» **Description of the task**: In the lines below, output everything from the first line through the line containing "18h2v-2h-2v2zm1-16C6.48 2 2" exactly as it is. Pictures are not part of the output.
============
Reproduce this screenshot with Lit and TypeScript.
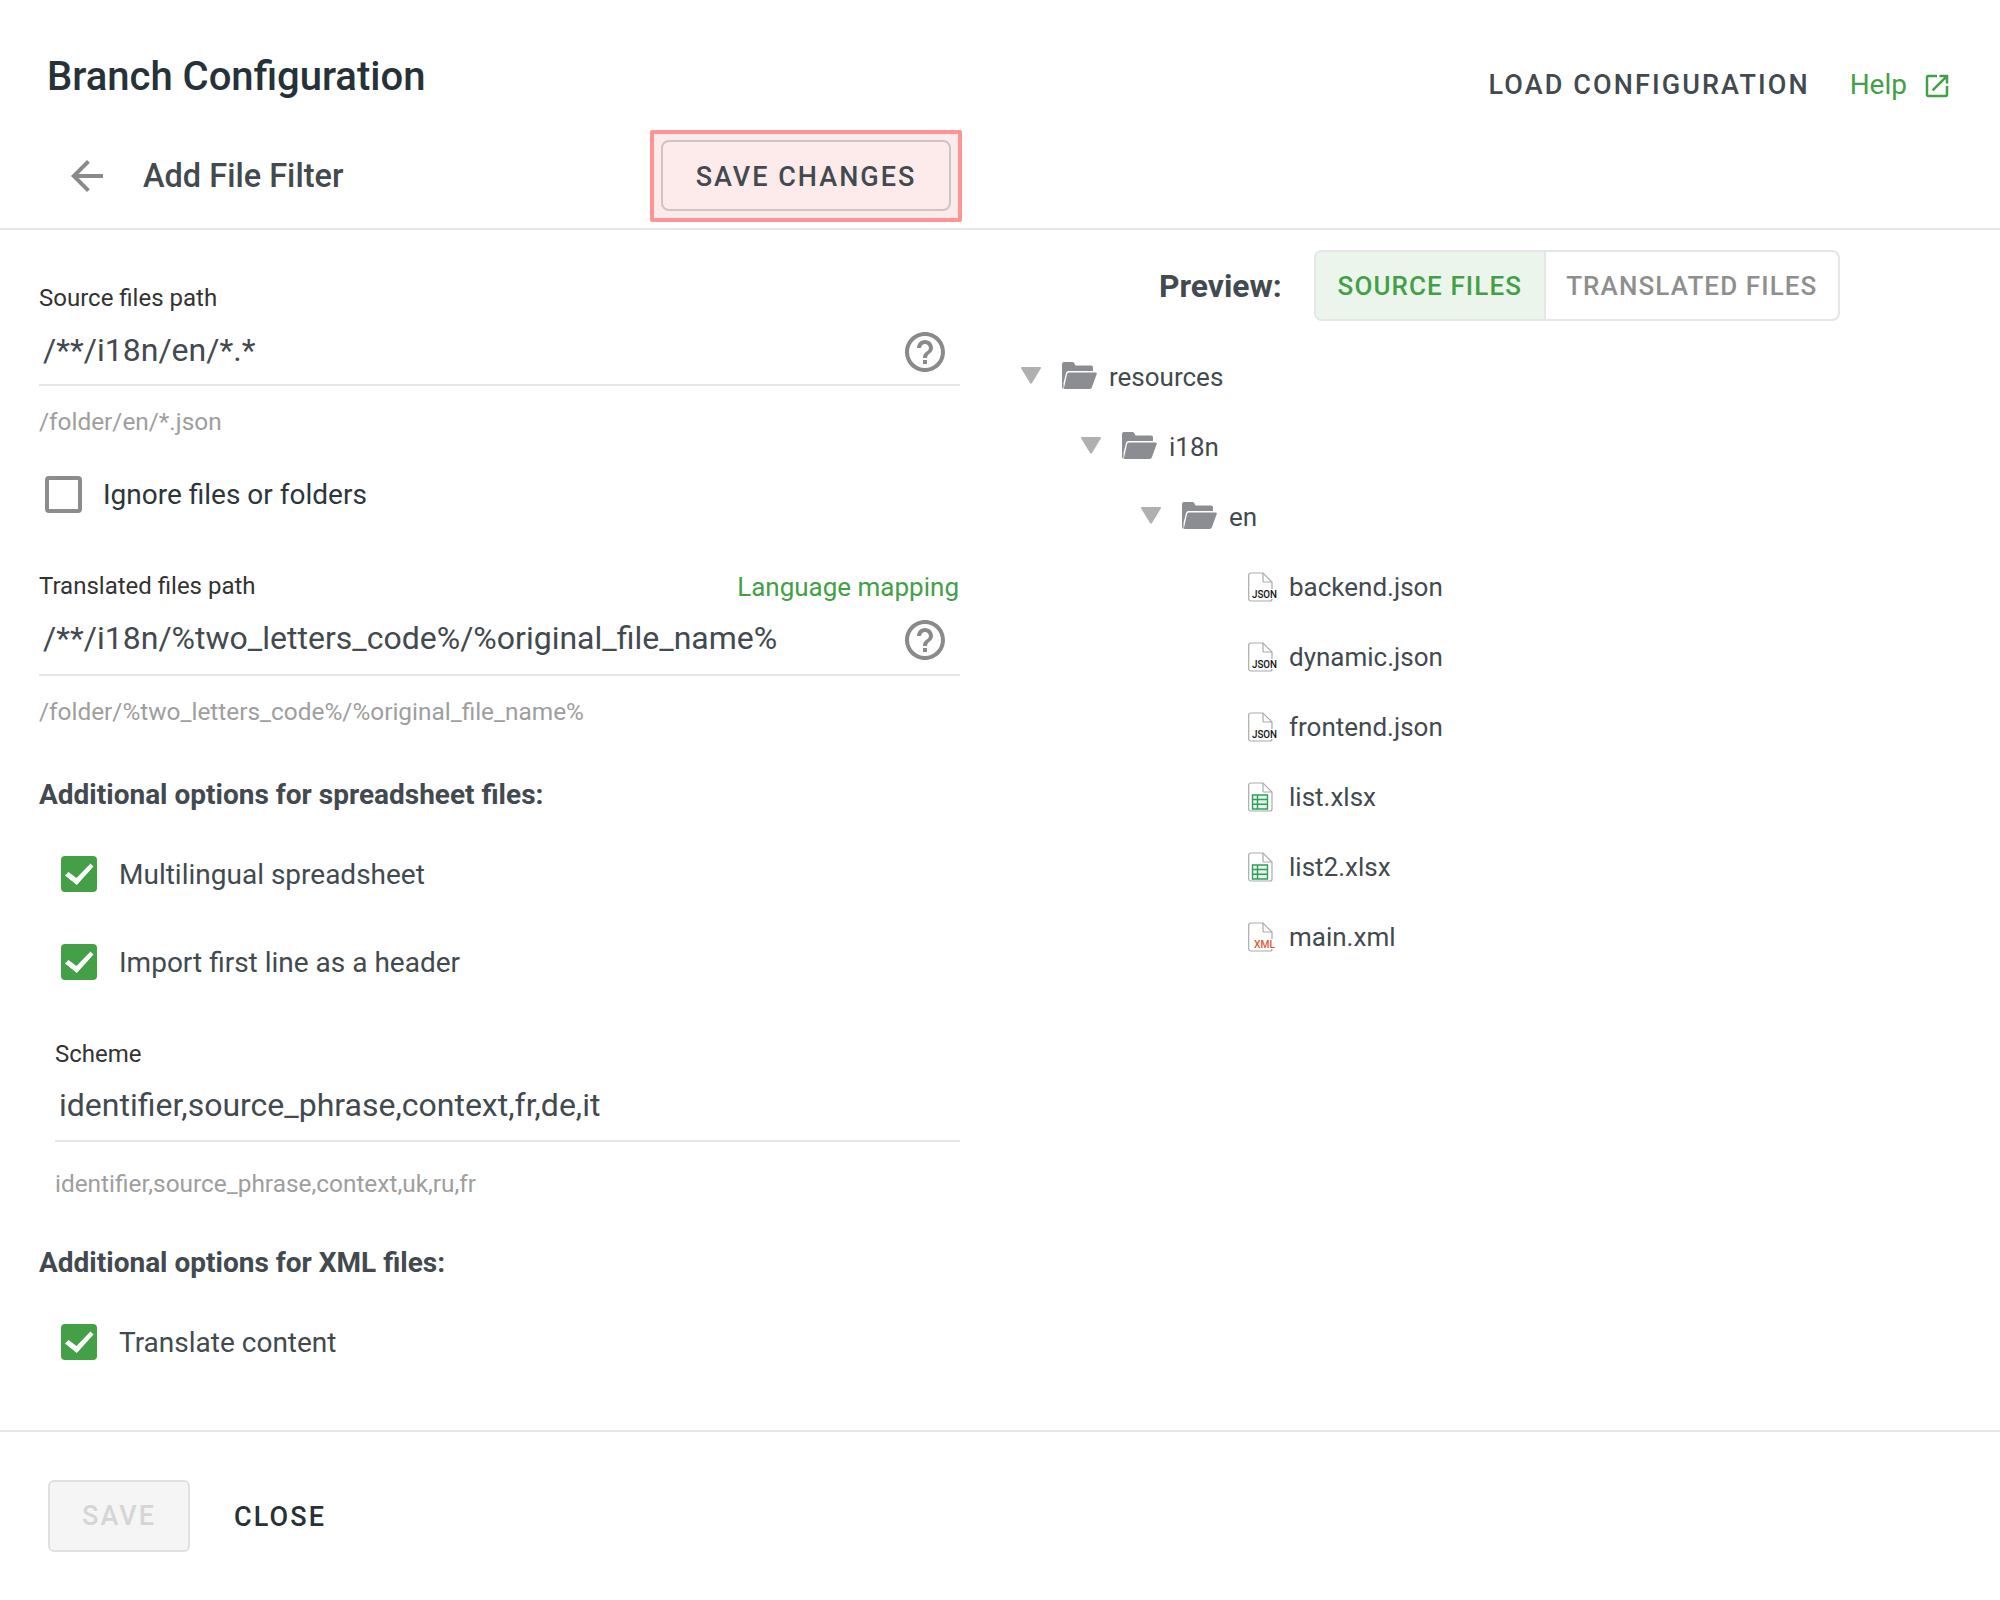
import { LitElement, html, css, svg } from "lit";
import { customElement } from "lit/decorators.js";

const HELP = "M11 18h2v-2h-2v2zm1-16C6.48 2 2 6.48 2 12s4.48 10 10 10 10-4.48 10-10S17.52 2 12 2zm0 18c-4.41 0-8-3.59-8-8s3.59-8 8-8 8 3.59 8 8-3.59 8-8 8zm0-14c-2.21 0-4 1.79-4 4h2c0-1.1.9-2 2-2s2 .9 2 2c0 2-3 1.75-3 5h2c0-2.25 3-2.5 3-5 0-2.21-1.79-4-4-4z";

const helpIcon = html`<svg class="help-icon" viewBox="0 0 24 24"><path d=${HELP}></path></svg>`;

const check = (on: boolean) => on
  ? html`<svg class="cb" viewBox="0 0 36 36"><rect width="36" height="36" rx="4" fill="#43a047"></rect><path d="M4 19.500l3.500-3.500 8 6L29.500 7.500l3 3L15.800 29z" fill="#fff"></path></svg>`
  : html`<span class="cb-off"></span>`;

const folder = html`<svg class="folder" viewBox="0 0 35 27"><path d="M0 2a2 2 0 0 1 2-2h8.500a2 2 0 0 1 1.700 1l1.300 2.500H29a2 2 0 0 1 2 2V9H6.500a2.500 2.500 0 0 0-2.400 1.800L1.500 21V26.800A2 2 0 0 1 0 25z" fill="#8b8d92"></path><path d="M7 10.500H33.500a1.200 1.200 0 0 1 1.200 1.500L30 25a2.500 2.500 0 0 1-2.400 2H3a1 1 0 0 1-1-1.200L5 12.300a2 2 0 0 1 2-1.800z" fill="#8b8d92"></path></svg>`;

const page = (inner: unknown) => html`<svg class="file" viewBox="0 0 30 30">
  <path d="M.7 3a2 2 0 0 1 2-2H15l9 9v17a2 2 0 0 1-2 2H2.700a2 2 0 0 1-2-2z" fill="#fff" stroke="#aaa" stroke-width="1.200"></path>
  <path d="M15 1v8a1 1 0 0 0 1 1H24" fill="none" stroke="#aaa" stroke-width="1.200"></path>${inner}</svg>`;

const jsonIcon = page(svg`<rect x="3" y="17" width="27" height="10" fill="#fff"></rect><text x="4" y="26" font-family="Roboto" font-weight="500" font-size="10.500" textLength="25" lengthAdjust="spacingAndGlyphs" fill="#111">JSON</text>`);
const xlsxIcon = page(svg`<path d="M4.500 13h15v14h-15zM4.500 17.500h15M4.500 22.300h15M9.500 13v14" fill="#e6f4ea" stroke="#2e9e5b" stroke-width="1.400"></path>`);
const xmlIcon = page(svg`<rect x="5" y="17" width="25" height="10" fill="#fff"></rect><text x="6" y="26" font-family="Roboto" font-weight="500" font-size="10" textLength="21" lengthAdjust="spacingAndGlyphs" fill="#e4572e">XML</text>`);

const FOLDERS = ["resources", "i18n", "en"];
const FILES: [string, unknown][] = [
  ["backend.json", jsonIcon],
  ["dynamic.json", jsonIcon],
  ["frontend.json", jsonIcon],
  ["list.xlsx", xlsxIcon],
  ["list2.xlsx", xlsxIcon],
  ["main.xml", xmlIcon],
];

@customElement("app-root")
export class AppRoot extends LitElement {
  static styles = css`
    :host { display: block; width: 2000px; height: 1600px; background: #fff; font-family: Roboto, "Liberation Sans", sans-serif; color: #424a4f; position: relative; overflow: hidden; }
    * { box-sizing: border-box; }
    .top { height: 230px; border-bottom: 2px solid #e6e6e6; }
    .title-row { height: 130px; display: flex; justify-content: space-between; padding: 55px 48px 0 47px; }
    h1 { margin: 0; font-size: 40px; line-height: 44px; font-weight: 500; color: #263238; }
    .top-actions { display: flex; align-items: center; height: 60px; }
    .load { font-size: 27px; font-weight: 500; letter-spacing: 2.100px; color: #424a4f; margin-right: 40px; }
    .help-link { font-size: 28px; color: #43a047; margin: -1px 15px 0 0; }
    .ext { width: 30px; height: 30px; fill: #43a047; margin-top: 2px; }
    .sub-row { height: 98px; display: flex; padding-left: 63px; margin-top: -1px; position: relative; }
    .back { width: 48px; height: 48px; fill: #8a8a8a; margin-top: 23px; }
    h2 { margin: 25px 0 0 32px; font-size: 32.500px; line-height: 44px; font-weight: 500; color: #424a4f; width: 507px; }
    .highlight { width: 312px; height: 92px; margin-top: 1px; border: 4px solid #ff9494; background: #fdeaea; border-radius: 2px; padding: 6px 7px; }
    .highlight button { width: 100%; height: 71px; border: 2px solid #cfc4c5; border-radius: 8px; background: transparent; font: 500 27px Roboto, sans-serif; letter-spacing: 2px; color: #424a4f; padding: 2px 0 0; }
    .body { display: flex; height: 1200px; }
    .left { width: 960px; padding: 50px 0 0 39px; flex: none; }
    .label { font-size: 24px; line-height: 36px; color: #333; }
    .input { height: 70px; border-bottom: 2px solid #e6e6e6; display: flex; align-items: center; justify-content: space-between; padding: 0 11px 0 4px; font-size: 32px; color: #424a4f; }
    .input.tall { height: 72px; padding-bottom: 2px; }
    .help-icon { width: 48px; height: 48px; fill: #8a8a8a; flex: none; margin-top: 4px; }
    .hint { font-size: 24.400px; line-height: 30px; margin-top: 21px; color: #9e9e9e; }
    .ignore { display: flex; align-items: center; height: 40px; margin: 37px 0 0 6px; font-size: 28px; color: #2c363b; }
    .cb-off { width: 37px; height: 37px; border: 4px solid #8c8c8c; border-radius: 4px; margin-right: 21px; flex: none; }
    .label-row { display: flex; justify-content: space-between; align-items: center; margin-top: 54px; }
    .lang { font-size: 26px; color: #43a047; margin: 2px 1px 0 0; }
    .section { font-size: 28px; font-weight: 700; line-height: 36px; color: #424a4f; margin-top: 50px; }
    .section.xml { margin-top: 46px; }
    .opt { display: flex; align-items: center; height: 36px; margin: 43px 0 0 22px; font-size: 28px; }
    .opt + .opt { margin-top: 52px; }
    .section.xml + .opt { margin-top: 43px; }
    .cb { width: 36px; height: 36px; margin-right: 22px; flex: none; }
    .scheme { margin: 56px 0 0 16px; }
    .scheme .input { padding-bottom: 2px; }
    .scheme .hint { margin-top: 27px; }
    .right { flex: 1; padding: 20px 0 0 61px; }
    .preview { display: flex; align-items: center; height: 71px; padding-left: 138px; }
    .preview b { font-size: 31.800px; font-weight: 700; margin-right: 32px; color: #424a4f; }
    .seg { display: flex; width: 526px; height: 71px; border: 2px solid #e6e6e6; border-radius: 8px; overflow: hidden; font-size: 26px; font-weight: 500; letter-spacing: 1.100px; }
    .seg div { display: flex; align-items: center; justify-content: center; }
    .seg .on { width: 230px; background: #ebf5ec; color: #43a047; border-right: 2px solid #e6e6e6; }
    .seg .off { flex: 1; color: #8f8f8f; }
    .tree { margin-top: 21px; }
    .row { height: 70px; display: flex; align-items: center; font-size: 26px; color: #424a4f; }
    .tri { width: 20px; height: 17px; margin: -4px 21px 0 0; flex: none; fill: #b0b0b0; }
    .folder { width: 35px; height: 27px; margin: -4px 12px 0 0; flex: none; }
    .file { width: 30px; height: 30px; margin: 0 11px 0 0; flex: none; }
    .foot { border-top: 2px solid #e6e6e6; height: 170px; padding: 48px 0 0 48px; display: flex; }
    .save { width: 142px; height: 72px; border: 2px solid #e0e0e0; border-radius: 6px; background: #f5f5f5; color: #d5d5d5; font: 500 27px Roboto, sans-serif; letter-spacing: 2px; padding: 0; }
    .close { height: 72px; display: flex; align-items: center; margin-left: 44px; padding-top: 1px; font-size: 27px; font-weight: 500; letter-spacing: 2.100px; color: #263238; }
  `;

  render() {
    return html`
      <div class="top">
        <div class="title-row">
          <h1>Branch Configuration</h1>
          <div class="top-actions">
            <span class="load">LOAD CONFIGURATION</span>
            <span class="help-link">Help</span>
            <svg class="ext" viewBox="0 0 24 24"><path d="M19 19H5V5h7V3H5c-1.110 0-2 .9-2 2v14c0 1.100.89 2 2 2h14c1.100 0 2-.9 2-2v-7h-2v7zM14 3v2h3.590l-9.830 9.830 1.410 1.410L19 6.410V10h2V3h-7z"></path></svg>
          </div>
        </div>
        <div class="sub-row">
          <svg class="back" viewBox="0 0 24 24"><path d="M20 11H7.830l5.590-5.590L12 4l-8 8 8 8 1.410-1.410L7.830 13H20v-2z"></path></svg>
          <h2>Add File Filter</h2>
          <div class="highlight"><button>SAVE CHANGES</button></div>
        </div>
      </div>
      <div class="body">
        <div class="left">
          <div class="label">Source files path</div>
          <div class="input"><span>/**/i18n/en/*.*</span>${helpIcon}</div>
          <div class="hint">/folder/en/*.json</div>
          <div class="ignore">${check(false)}<span>Ignore files or folders</span></div>
          <div class="label-row"><span class="label">Translated files path</span><span class="lang">Language mapping</span></div>
          <div class="input tall"><span>/**/i18n/%two_letters_code%/%original_file_name%</span>${helpIcon}</div>
          <div class="hint">/folder/%two_letters_code%/%original_file_name%</div>
          <div class="section">Additional options for spreadsheet files:</div>
          <div class="opt">${check(true)}<span>Multilingual spreadsheet</span></div>
          <div class="opt">${check(true)}<span>Import first line as a header</span></div>
          <div class="scheme">
            <div class="label">Scheme</div>
            <div class="input"><span>identifier,source_phrase,context,fr,de,it</span></div>
            <div class="hint">identifier,source_phrase,context,uk,ru,fr</div>
          </div>
          <div class="section xml">Additional options for XML files:</div>
          <div class="opt">${check(true)}<span>Translate content</span></div>
        </div>
        <div class="right">
          <div class="preview">
            <b>Preview:</b>
            <div class="seg"><div class="on">SOURCE FILES</div><div class="off">TRANSLATED FILES</div></div>
          </div>
          <div class="tree">
            ${FOLDERS.map((name, i) => html`<div class="row" style="padding-left:${i * 60}px">
              <svg class="tri" viewBox="0 0 20 17"><path d="M1 0h18a1 1 0 0 1 .8 1.500L11 16a1.200 1.200 0 0 1-2 0L.2 1.500A1 1 0 0 1 1 0z"></path></svg>
              ${folder}<span>${name}</span></div>`)}
            ${FILES.map(([name, icon]) => html`<div class="row" style="padding-left:227px">${icon}<span>${name}</span></div>`)}
          </div>
        </div>
      </div>
      <div class="foot">
        <button class="save">SAVE</button>
        <div class="close">CLOSE</div>
      </div>
    `;
  }
}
============
» **Full solution**:
Reproduce this screenshot with Lit and TypeScript.
import { LitElement, html, css, svg } from "lit";
import { customElement } from "lit/decorators.js";

const HELP = "M11 18h2v-2h-2v2zm1-16C6.48 2 2 6.48 2 12s4.48 10 10 10 10-4.48 10-10S17.52 2 12 2zm0 18c-4.41 0-8-3.59-8-8s3.59-8 8-8 8 3.59 8 8-3.59 8-8 8zm0-14c-2.21 0-4 1.79-4 4h2c0-1.1.9-2 2-2s2 .9 2 2c0 2-3 1.75-3 5h2c0-2.25 3-2.5 3-5 0-2.21-1.79-4-4-4z";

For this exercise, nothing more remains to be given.